Thank you.
Mr. Chair, members of the subcommittee, thank you for giving me this time to speak today.
My testimony is based on several years of research into the coordination of international aid in Haiti and on various assignments I have been given as a humanitarian program evaluator for international organizations working in Haiti.
At a time when the country is facing a particularly difficult political, economic and humanitarian crisis and Canada is questioning its role, I am first going to make a few remarks and talk to you about the lessons learned from recent interventions in Haiti. Second, in light of those remarks, I am going to make recommendations regarding the possibility of a military, political or humanitarian intervention in Haiti.
I am going to start with the consequences of recent interventions, particularly the post-earthquake response, for what is happening today and for what we can learn from it.
At the previous meeting, other witnesses said that the last 20 years of foreign intervention in Haiti had not enabled us to avert what is happening today. I would add that the effect of the way in which international interventions have been carried out in the past, particularly in the years following the earthquake, has sometimes been to exacerbate the problems and even to undermine both Haitian institutions and certain elements of civil society, rather than to support them.

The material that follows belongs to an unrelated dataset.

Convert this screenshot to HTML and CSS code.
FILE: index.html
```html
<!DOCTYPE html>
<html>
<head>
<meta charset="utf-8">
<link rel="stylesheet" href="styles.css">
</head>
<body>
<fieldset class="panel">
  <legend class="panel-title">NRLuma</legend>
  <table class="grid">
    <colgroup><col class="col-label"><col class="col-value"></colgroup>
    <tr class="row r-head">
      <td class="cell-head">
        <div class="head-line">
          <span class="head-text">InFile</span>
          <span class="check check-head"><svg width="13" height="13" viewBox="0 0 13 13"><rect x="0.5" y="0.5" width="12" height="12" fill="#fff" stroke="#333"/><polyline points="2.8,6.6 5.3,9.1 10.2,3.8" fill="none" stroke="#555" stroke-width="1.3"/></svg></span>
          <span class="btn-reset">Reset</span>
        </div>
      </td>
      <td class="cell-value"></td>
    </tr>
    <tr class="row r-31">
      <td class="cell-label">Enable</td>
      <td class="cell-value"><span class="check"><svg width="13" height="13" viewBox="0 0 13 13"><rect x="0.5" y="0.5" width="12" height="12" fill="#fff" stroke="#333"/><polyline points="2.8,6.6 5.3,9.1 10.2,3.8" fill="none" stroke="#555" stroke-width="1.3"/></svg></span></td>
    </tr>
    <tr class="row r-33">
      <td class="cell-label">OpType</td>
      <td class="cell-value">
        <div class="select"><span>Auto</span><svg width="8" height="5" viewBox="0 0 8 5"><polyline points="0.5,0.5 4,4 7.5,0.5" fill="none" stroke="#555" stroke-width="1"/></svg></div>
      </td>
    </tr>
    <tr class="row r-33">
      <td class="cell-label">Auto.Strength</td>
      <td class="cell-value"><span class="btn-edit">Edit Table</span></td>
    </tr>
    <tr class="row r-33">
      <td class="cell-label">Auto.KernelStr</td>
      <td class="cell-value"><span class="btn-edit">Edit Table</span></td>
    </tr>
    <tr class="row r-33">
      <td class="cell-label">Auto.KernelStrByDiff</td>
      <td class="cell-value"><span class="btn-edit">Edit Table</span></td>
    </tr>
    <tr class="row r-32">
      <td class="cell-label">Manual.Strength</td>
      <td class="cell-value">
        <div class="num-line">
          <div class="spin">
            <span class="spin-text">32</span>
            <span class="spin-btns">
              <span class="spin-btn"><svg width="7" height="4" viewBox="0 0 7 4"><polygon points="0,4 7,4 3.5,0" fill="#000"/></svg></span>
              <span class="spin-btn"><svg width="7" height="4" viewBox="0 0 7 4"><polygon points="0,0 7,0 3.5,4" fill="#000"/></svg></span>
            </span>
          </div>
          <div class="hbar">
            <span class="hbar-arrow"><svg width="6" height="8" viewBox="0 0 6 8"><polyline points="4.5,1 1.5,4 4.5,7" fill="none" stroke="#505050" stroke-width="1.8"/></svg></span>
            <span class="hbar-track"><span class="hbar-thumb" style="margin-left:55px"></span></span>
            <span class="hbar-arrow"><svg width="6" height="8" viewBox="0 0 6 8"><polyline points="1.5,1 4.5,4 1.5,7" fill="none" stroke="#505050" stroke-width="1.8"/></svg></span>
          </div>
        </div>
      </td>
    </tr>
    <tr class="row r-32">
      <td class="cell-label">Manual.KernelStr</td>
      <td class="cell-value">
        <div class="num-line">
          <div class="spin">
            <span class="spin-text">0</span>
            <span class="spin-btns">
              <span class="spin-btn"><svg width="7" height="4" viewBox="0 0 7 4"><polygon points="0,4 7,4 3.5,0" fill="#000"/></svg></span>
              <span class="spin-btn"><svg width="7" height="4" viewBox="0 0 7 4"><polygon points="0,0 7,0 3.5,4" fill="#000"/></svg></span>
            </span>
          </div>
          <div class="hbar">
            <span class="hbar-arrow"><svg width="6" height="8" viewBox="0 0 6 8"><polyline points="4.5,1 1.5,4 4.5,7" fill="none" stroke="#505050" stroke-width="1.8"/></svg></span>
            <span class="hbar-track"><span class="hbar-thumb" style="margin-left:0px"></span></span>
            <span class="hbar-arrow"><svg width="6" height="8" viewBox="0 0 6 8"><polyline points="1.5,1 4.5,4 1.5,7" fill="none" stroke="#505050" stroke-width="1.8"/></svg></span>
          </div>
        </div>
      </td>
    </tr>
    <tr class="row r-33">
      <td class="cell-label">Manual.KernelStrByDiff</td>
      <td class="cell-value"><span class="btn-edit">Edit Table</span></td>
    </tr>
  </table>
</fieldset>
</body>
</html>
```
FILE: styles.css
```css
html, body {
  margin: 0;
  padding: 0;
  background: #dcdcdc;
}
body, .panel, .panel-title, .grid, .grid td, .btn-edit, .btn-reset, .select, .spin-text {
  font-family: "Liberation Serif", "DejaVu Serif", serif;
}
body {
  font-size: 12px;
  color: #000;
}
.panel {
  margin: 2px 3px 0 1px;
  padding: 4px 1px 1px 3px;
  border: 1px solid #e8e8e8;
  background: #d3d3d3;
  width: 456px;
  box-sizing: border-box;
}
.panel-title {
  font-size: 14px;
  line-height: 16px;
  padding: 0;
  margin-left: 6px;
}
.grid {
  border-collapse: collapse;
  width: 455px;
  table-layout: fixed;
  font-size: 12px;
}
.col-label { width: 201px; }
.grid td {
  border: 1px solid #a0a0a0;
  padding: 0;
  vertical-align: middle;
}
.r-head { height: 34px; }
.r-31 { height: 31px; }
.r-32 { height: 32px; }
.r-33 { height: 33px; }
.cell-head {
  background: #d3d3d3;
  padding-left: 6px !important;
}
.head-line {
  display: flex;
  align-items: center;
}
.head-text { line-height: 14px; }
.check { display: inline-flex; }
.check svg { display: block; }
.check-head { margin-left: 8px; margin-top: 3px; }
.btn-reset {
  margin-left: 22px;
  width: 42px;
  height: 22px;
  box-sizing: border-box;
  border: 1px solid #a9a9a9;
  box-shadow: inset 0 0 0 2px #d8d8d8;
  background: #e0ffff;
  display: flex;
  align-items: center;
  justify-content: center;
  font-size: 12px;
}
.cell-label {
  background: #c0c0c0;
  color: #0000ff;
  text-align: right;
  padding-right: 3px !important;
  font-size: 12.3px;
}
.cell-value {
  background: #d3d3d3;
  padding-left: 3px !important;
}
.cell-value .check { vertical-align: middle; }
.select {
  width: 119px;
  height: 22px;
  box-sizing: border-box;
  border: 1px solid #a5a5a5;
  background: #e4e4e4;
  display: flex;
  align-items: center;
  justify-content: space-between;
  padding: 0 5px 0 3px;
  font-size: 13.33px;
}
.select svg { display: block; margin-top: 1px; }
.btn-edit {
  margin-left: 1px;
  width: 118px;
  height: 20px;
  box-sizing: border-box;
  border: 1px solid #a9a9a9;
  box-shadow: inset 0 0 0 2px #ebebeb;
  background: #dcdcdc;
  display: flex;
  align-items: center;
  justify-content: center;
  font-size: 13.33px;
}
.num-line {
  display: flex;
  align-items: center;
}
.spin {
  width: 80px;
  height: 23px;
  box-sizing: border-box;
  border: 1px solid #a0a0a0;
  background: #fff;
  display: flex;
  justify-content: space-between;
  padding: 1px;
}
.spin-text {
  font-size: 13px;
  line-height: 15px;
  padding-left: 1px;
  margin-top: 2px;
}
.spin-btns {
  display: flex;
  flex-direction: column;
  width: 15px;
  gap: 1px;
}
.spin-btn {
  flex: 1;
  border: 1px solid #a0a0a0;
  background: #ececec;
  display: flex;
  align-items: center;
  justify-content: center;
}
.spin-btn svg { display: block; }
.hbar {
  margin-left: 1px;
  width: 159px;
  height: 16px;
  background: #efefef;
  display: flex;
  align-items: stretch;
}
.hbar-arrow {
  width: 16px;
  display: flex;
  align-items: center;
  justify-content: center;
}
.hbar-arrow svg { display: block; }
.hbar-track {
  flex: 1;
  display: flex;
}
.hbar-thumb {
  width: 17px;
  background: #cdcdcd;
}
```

I am going to make two brief observations.
First, strengthening institutions works best when the support of the international community is based on a long-term vision, and when that support focuses on financial and logistical support. As well, expertise in the sector, coordination and regulation in Haiti must be handled by the Haitians who work in those institutions. When, on the contrary, the support of the international community sidesteps and sometimes competes with local authorities, as was the case in the healthcare sector in Haiti between 2010 and 2015, those sectors are weakened.